▼
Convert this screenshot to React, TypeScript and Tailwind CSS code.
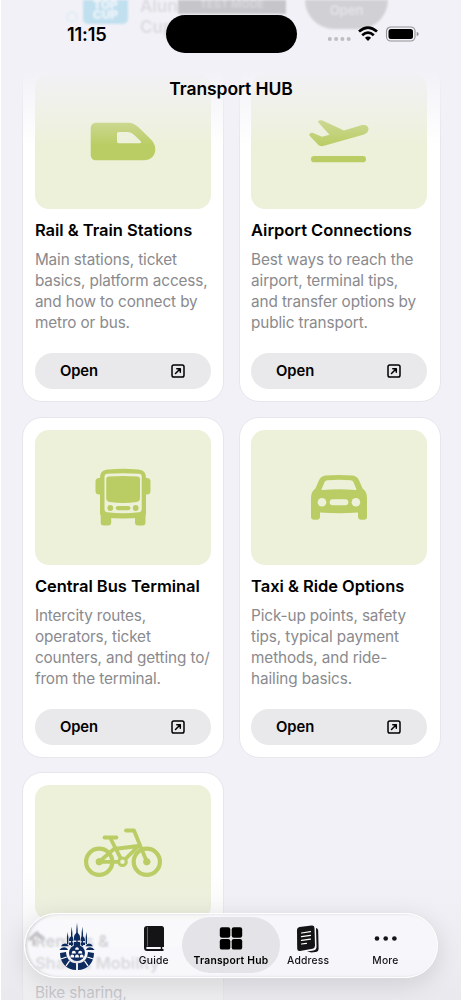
import React from "react";

type Card = {
  title: string[];
  lines: string[];
  icon: React.ReactNode;
};

const TrainIcon = () => (
  <svg width="176" height="135" viewBox="0 0 176 135" fill="#bacd65">
    <path
      fillRule="evenodd"
      d="M61.5 48.7H93C97.500 48.700 100.500 50.500 103.500 53.300L116 65.500C119 68.500 120.300 71.500 120.300 75.500C120.300 81.800 115.500 86.300 109 86.300H61.500C57.800 86.300 55.700 84.200 55.700 80.500V54.500C55.700 50.800 57.800 48.700 61.500 48.700ZM83.500 58Q82 58 82 59.500V67.500Q82 69.200 83.700 69.200H104.500Q107 69.200 105.500 67L99.500 61.200C97 58.800 95 58 92 58Z"
    />
  </svg>
);

const PlaneIcon = () => (
  <svg width="176" height="135" viewBox="0 0 176 135" fill="#bacd65">
    <path d="M67.200 48.300C66.300 46.700 69.500 45.700 71.500 46.600L93 56.500L109.500 51.400C113 50.200 117.500 51.200 117.500 54.800C117.500 57.900 115.500 59.500 113 60.400L73 71.800C70.500 72.500 68.700 72.200 67.200 70.700L58.600 61.800C57.200 60.300 60.300 58.200 62.200 59L71 62.800L78.500 60.700Z" />
    <rect x="60" y="82" width="55" height="6.300" rx="3.150" />
  </svg>
);

const BusIcon = () => (
  <svg width="176" height="135" viewBox="0 0 176 135" fill="#bacd65">
    <rect x="60.500" y="48" width="55" height="16.500" rx="3.500" />
    <rect x="65.700" y="78" width="10.500" height="17.500" rx="3" />
    <rect x="100" y="78" width="10.500" height="17.500" rx="3" />
    <path d="M65 48C65 42 68 40 73 39.500Q88 38 103 39.500C108 40 111 42 111 48V83Q111 86 108 87Q88 90 68 87Q65 86 65 83Z" />
    <path
      fill="#edf1da"
      d="M69.500 46.500Q69.500 44 72 43.800Q88 42.600 104 43.800Q106.700 44 106.700 46.500V79Q106.700 82 103.800 82.300Q88 84.300 72.300 82.300Q69.500 82 69.500 79Z"
    />
    <path d="M71.200 49.500Q71.200 46.700 74 46.500Q88 45.500 102 46.500Q105 46.700 105 49.500V68Q105 71.500 101.500 72Q88 74 74.700 72Q71.200 71.500 71.200 68Z" />
    <circle cx="75.300" cy="78" r="2.900" />
    <circle cx="100.700" cy="78" r="2.900" />
    <rect x="80.700" y="75.900" width="14.800" height="4.300" rx="2.150" />
  </svg>
);

const CarIcon = () => (
  <svg width="176" height="135" viewBox="0 0 176 135" fill="#bacd65">
    <path
      fillRule="evenodd"
      d="M74.500 45.600Q88 44.200 101.500 45.600Q106 46.200 108 50.200L111.500 58.300C114.500 60.700 116 63.500 116 68V86.500Q116 89.700 113 89.700H110.200Q107 89.700 107 86.500V82.600Q88 84 69 82.600V86.500Q69 89.700 65.800 89.700H63.200Q60 89.700 60 86.500V68C60 63.500 61.500 60.700 64.500 58.300L68 50.200Q70 46.200 74.500 45.600ZM76.500 50.200Q74.300 50.400 73.500 52.200L70.700 59Q70.400 60 71.500 59.900Q88 58.800 104.500 59.900Q105.600 60 105.300 59L102.500 52.200Q101.700 50.400 99.500 50.200Q88 49.200 76.500 50.200Z"
    />
    <circle cx="71" cy="72.200" r="4.300" fill="#edf1da" />
    <circle cx="104.900" cy="72.200" r="4.300" fill="#edf1da" />
    <rect x="78.700" y="69.300" width="18.600" height="6" rx="3" fill="#edf1da" />
  </svg>
);

const BikeIcon = () => (
  <svg width="176" height="135" viewBox="0 0 176 135" fill="none" stroke="#bacd65" strokeWidth="3.800" strokeLinecap="round" strokeLinejoin="round">
    <circle cx="64.200" cy="76.800" r="13.100" strokeWidth="4.200" />
    <circle cx="111.800" cy="76.800" r="13.100" strokeWidth="4.200" />
    <path d="M64.200 76.800H87.500L103.500 61L79 64Z" />
    <path d="M75 52.500L87.500 76.800M69.500 52.500H81.500M91 45.500H99L111.800 76.800" />
    <circle cx="64.200" cy="76.800" r="3.200" fill="#bacd65" strokeWidth="1" />
    <circle cx="111.800" cy="76.800" r="3.200" fill="#bacd65" strokeWidth="1" />
    <circle cx="87.500" cy="76.800" r="3.800" fill="#edf1da" strokeWidth="3" />
  </svg>
);

const cards: Card[] = [
  {
    title: ["Rail & Train Stations"],
    lines: ["Main stations, ticket", "basics, platform access,", "and how to connect by", "metro or bus."],
    icon: <TrainIcon />,
  },
  {
    title: ["Airport Connections"],
    lines: ["Best ways to reach the", "airport, terminal tips,", "and transfer options by", "public transport."],
    icon: <PlaneIcon />,
  },
  {
    title: ["Central Bus Terminal"],
    lines: ["Intercity routes,", "operators, ticket", "counters, and getting to/", "from the terminal."],
    icon: <BusIcon />,
  },
  {
    title: ["Taxi & Ride Options"],
    lines: ["Pick-up points, safety", "tips, typical payment", "methods, and ride-", "hailing basics."],
    icon: <CarIcon />,
  },
  {
    title: ["Rentals &", "Shared Mobility"],
    lines: ["Bike sharing,"],
    icon: <BikeIcon />,
  },
];

function TransportCard({ title, lines, icon }: Card) {
  return (
    <article className="flex h-[341px] flex-col rounded-[20px] border border-[#e6e6eb] bg-white px-[11.500px] pt-3">
      <div className="h-[135px] w-[176px] shrink-0 overflow-hidden rounded-[14px] bg-[#edf1da]">{icon}</div>
      <h2 className="mt-[10px] whitespace-nowrap text-[16.500px] font-semibold leading-[22px] tracking-[-0.030px] text-black">
        {title.map((t) => (
          <span key={t} className="block">{t}</span>
        ))}
      </h2>
      <p className="mt-2 h-[84px] shrink-0 whitespace-nowrap text-[15.300px] leading-[21px] tracking-[-0.110px] text-[#8a8a8e]">
        {lines.map((l) => (
          <span key={l} className="block">{l}</span>
        ))}
      </p>
      <button className="mt-5 flex h-9 w-[176px] shrink-0 items-center justify-between rounded-full bg-[#e9e9eb] pl-[25px] pr-[26px] text-[14.800px] font-semibold tracking-[-0.100px] text-black">
        Open
        <svg width="14" height="14" viewBox="0 0 14 14" fill="none" stroke="black" strokeWidth="1.500" strokeLinecap="round" strokeLinejoin="round">
          <rect x="1" y="1" width="12" height="12" rx="1.800" />
          <path d="M4.500 9.500L9 5M5.800 4.700H9.300V8.200" />
        </svg>
      </button>
    </article>
  );
}

// Leftovers of the page above, fading out under the status bar
function FadedPromo() {
  return (
    <div className="absolute inset-x-0 top-0 flex h-10 items-start overflow-hidden pl-[66px] opacity-80 blur-[1.200px]" aria-hidden>
      <div className="mt-[11px] size-3 rounded-full border-2 border-[#d9edf5]" />
      <div className="ml-[5px] h-6 w-[45px] rounded-b-[5px] bg-[#b5dcee] text-center text-[12px] font-black leading-[10px] text-[#edf5fa]">
        TOP
        <br />
        CUP
      </div>
      <div className="-mt-[4px] ml-[12px] w-[38px] text-[17px] font-semibold leading-[21px] text-[#d5d5d9]">
        Alun
        <br />
        Cup
      </div>
      <div className="h-[14px] w-[108px] bg-[#bcbcc0] text-center text-[11px] font-bold leading-[8px] text-[#d2d2d5]">TEST MODE</div>
      <div className="ml-[19px] h-[29px] w-[83px] rounded-b-full bg-[#c9c9cc] text-center text-[13px] font-semibold leading-[20px] text-[#e3e3e6]">Open</div>
    </div>
  );
}

const CityLogo = () => (
  <svg width="36" height="50" viewBox="0 0 36 50" fill="#0d2b5e">
    <path d="M18 .5L18.700 8V24H17.300V8ZM12.700 4.500L13.400 11V24H12V11ZM23.300 4.500L24 11V24H22.600V11ZM8.600 10L9.300 15V22H8V15ZM27.400 10L28 15V22H26.700V15Z" />
    <path d="M15 15Q15.300 12.500 18 10Q20.700 12.500 21 15V18.500H15ZM15 20H21V24H15ZM10 18Q10.300 15.500 12.600 13.500Q14.300 15 14.300 17V19H10ZM10 20.500H14.300V23H10ZM21.700 17Q21.700 15 23.400 13.500Q25.700 15.500 26 18V19H21.700ZM21.700 20.500H26V23H21.700Z" />
    <path d="M2 24.200Q3 21.500 6 21.500T9.500 24.200ZM26.500 24.200Q27.500 21.500 30 21.500T34 24.200ZM.3 28Q2 25.200 5 25.200T9 28ZM27 28Q28 25.200 31 25.200T35.700 28Z" />
    <path d="M1 31L7 30C7.500 37 11.500 41 17 41.300V48C8 48 1 41 1 31ZM35 31L29 30C28.500 37 24.500 41 19 41.300V48C28 48 35 41 35 31Z" />
    <circle cx="18" cy="31" r="8" />
    <g fill="#fff">
      <path d="M16.200 27a1.800 1.800 0 0 1 3.600 0v.8h-3.600zM12.800 30.700a2 2 0 0 1 4 0v.9h-4zM19.200 30.700a2 2 0 0 1 4 0v.9h-4zM11.400 34.500a1.900 1.900 0 0 1 3.800 0v.9h-3.800zM16.100 34.500a1.900 1.900 0 0 1 3.800 0v.9h-3.800zM20.800 34.500a1.900 1.900 0 0 1 3.800 0v.9h-3.800z" />
      <path d="M1.500 36.500l6-2 .4 1-6 2zM34.500 36.500l-6-2-.4 1 6 2zM6.500 43.500l3.500-5 1 .8-3.500 5zM29.500 43.500l-3.500-5-1 .8 3.500 5z" />
    </g>
  </svg>
);

const BookIcon = () => (
  <svg width="22" height="28" viewBox="0 0 22 28">
    <path d="M4 1H18.500Q21 1 21 3.500V22H4Q3.200 22 3.200 23T4 24H20.500V26H4Q1 26 1 22.500V4Q1 1 4 1Z" fill="#141417" />
    <path d="M4.500 2V21.300" stroke="#77777b" strokeWidth=".8" />
    <path d="M18.500 22V26" stroke="#141417" strokeWidth="1.500" />
  </svg>
);

const GridIcon = () => (
  <svg width="24" height="24" viewBox="0 0 24 24">
    <rect x=".8" y=".2" width="10.500" height="10.500" rx="2.200" />
    <rect x="12.700" y=".2" width="10.500" height="10.500" rx="2.200" />
    <rect x=".8" y="12.100" width="10.500" height="10.500" rx="2.200" />
    <rect x="12.700" y="12.100" width="10.500" height="10.500" rx="2.200" />
  </svg>
);

const PagesIcon = () => (
  <svg width="24" height="28" viewBox="0 0 24 28">
    <path d="M20 2.900Q22 3 22.200 5.500L22.600 23.500Q22.600 26.700 19.500 27L15.500 27.400L11 26.500L17.500 25.500Q20.600 24.800 20.500 21.500Z" fill="#141417" />
    <path d="M3.500 2L15.500.6Q18.300.3 18.500 3L19 20.500Q19 23 16.500 23.700L4 26Q1.300 26.300 1.200 23.700L1 5Q1 2.400 3.500 2Z" fill="#141417" />
    <path d="M5.500 8L14.500 6.700M5.500 11.700L14.500 10.400M5.500 15.400L14.500 14.100M5.500 19L10.500 18.300" stroke="white" strokeWidth="1.200" strokeLinecap="round" />
  </svg>
);

const MoreIcon = () => (
  <svg width="24" height="6" viewBox="0 0 24 6" fill="#141417">
    <circle cx="4" cy="2.500" r="2.300" />
    <circle cx="12.700" cy="2.500" r="2.300" />
    <circle cx="21.400" cy="2.500" r="2.300" />
  </svg>
);

const tabs = [
  { label: "Guide", icon: <BookIcon /> },
  { label: "Transport Hub", icon: <GridIcon />, active: true },
  { label: "Address", icon: <PagesIcon /> },
  { label: "More", icon: <MoreIcon /> },
];

function TabBar() {
  return (
    <nav className="absolute left-6 top-[913px] flex h-[65px] w-[414px] overflow-hidden rounded-full border border-white bg-[#fafafd]/75 px-[13px] shadow-[inset_2px_0_3px_#d5d5d9,0_6px_24px_rgba(0,0,0,0.120)] backdrop-blur-[0.800px]">
      <svg className="absolute left-[2px] top-[16px] blur-[0.800px]" width="18" height="18" viewBox="0 0 18 18" fill="none" stroke="#bdbdc1" strokeWidth="3">
        <path d="M2 10L10 3L16 10M7 9V16" />
      </svg>
      <div className="relative flex flex-1 justify-center pt-[8px]">
        <CityLogo />
      </div>
      {tabs.map((tab) => (
        <div key={tab.label} className="relative flex flex-1 flex-col items-center">
          {tab.active && <div className="absolute -inset-x-[10.500px] top-[3px] h-14 rounded-full bg-[#e4e4e8]" />}
          <div className="relative flex h-[38px] items-center pt-[11px]">{tab.icon}</div>
          <span
            className={
              tab.active
                ? "relative mt-[2px] whitespace-nowrap text-[10.300px] font-semibold leading-[13px] tracking-[0.240px] text-black"
                : "relative mt-[2px] whitespace-nowrap text-[10.300px] font-medium leading-[13px] tracking-[0.200px] text-[#141417]"
            }
          >
            {tab.label}
          </span>
        </div>
      ))}
    </nav>
  );
}

function StatusBar() {
  return (
    <div className="relative flex h-[68px] items-start">
      <span className="w-[165.500px] pl-[67px] pt-[23px] text-[18.300px] font-semibold leading-[23px] tracking-[-0.200px] text-black">11:15</span>
      <div className="mt-[15px] h-[38px] w-[131px] rounded-full bg-black" />
      <svg className="ml-[30px] mt-[25px]" width="94" height="18" viewBox="0 0 94 18">
        <g fill="#bdbdc2">
          <circle cx="2.800" cy="14" r="2" />
          <circle cx="9.100" cy="14" r="2" />
          <circle cx="15.400" cy="14" r="2" />
          <circle cx="21.700" cy="14" r="2" />
        </g>
        <g fill="none" stroke="black" strokeWidth="2.700">
          <path d="M32 6.600Q41 -1.400 50 6.600" />
          <path d="M35.200 10.200Q41 5.100 46.800 10.200" />
        </g>
        <path d="M37.900 12.700Q41 10.200 44.100 12.700L41 15.900Z" />
        <rect x="59.500" y="2" width="28.500" height="14" rx="4.300" fill="none" stroke="#929296" strokeWidth="1.100" />
        <rect x="61.500" y="4" width="24.500" height="10" rx="2.500" />
        <path d="M89.700 6.700Q91.800 7.500 91.800 9T89.700 11.300Z" fill="#929296" />
      </svg>
    </div>
  );
}

function Header() {
  return (
    <header className="absolute inset-x-0 top-0 h-[145px] bg-linear-to-b from-[#f2f1f7] from-48% to-[#f2f1f7]/0">
      <FadedPromo />
      <StatusBar />
      <h1 className="pt-[9px] text-center text-[17.500px] font-semibold leading-[23px] tracking-[-0.100px] text-black">Transport HUB</h1>
    </header>
  );
}

export default function App() {
  return (
    <div className="relative h-[1000px] w-[462px] overflow-hidden bg-[#f2f1f7] font-['Inter',sans-serif]">
      <main className="grid grid-cols-[202px_202px] gap-x-[14.200px] gap-y-[14.700px] pl-[22.400px] pt-[61px]">
        {cards.map((card) => (
          <TransportCard key={card.title[0]} {...card} />
        ))}
      </main>
      <Header />
      <div className="absolute inset-x-0 bottom-0 h-[130px] bg-linear-to-b from-[#ececf1]/0 to-[#e6e6ea]/70" />
      <TabBar />
      <div className="pointer-events-none absolute inset-0 border-x border-white" />
    </div>
  );
}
▲
EXERCISE OBJECTIVE - Take every line from the data that contains the word "React".

SOLUTION TO THE EXERCISE -
Convert this screenshot to React, TypeScript and Tailwind CSS code.
import React from "react";
  icon: React.ReactNode;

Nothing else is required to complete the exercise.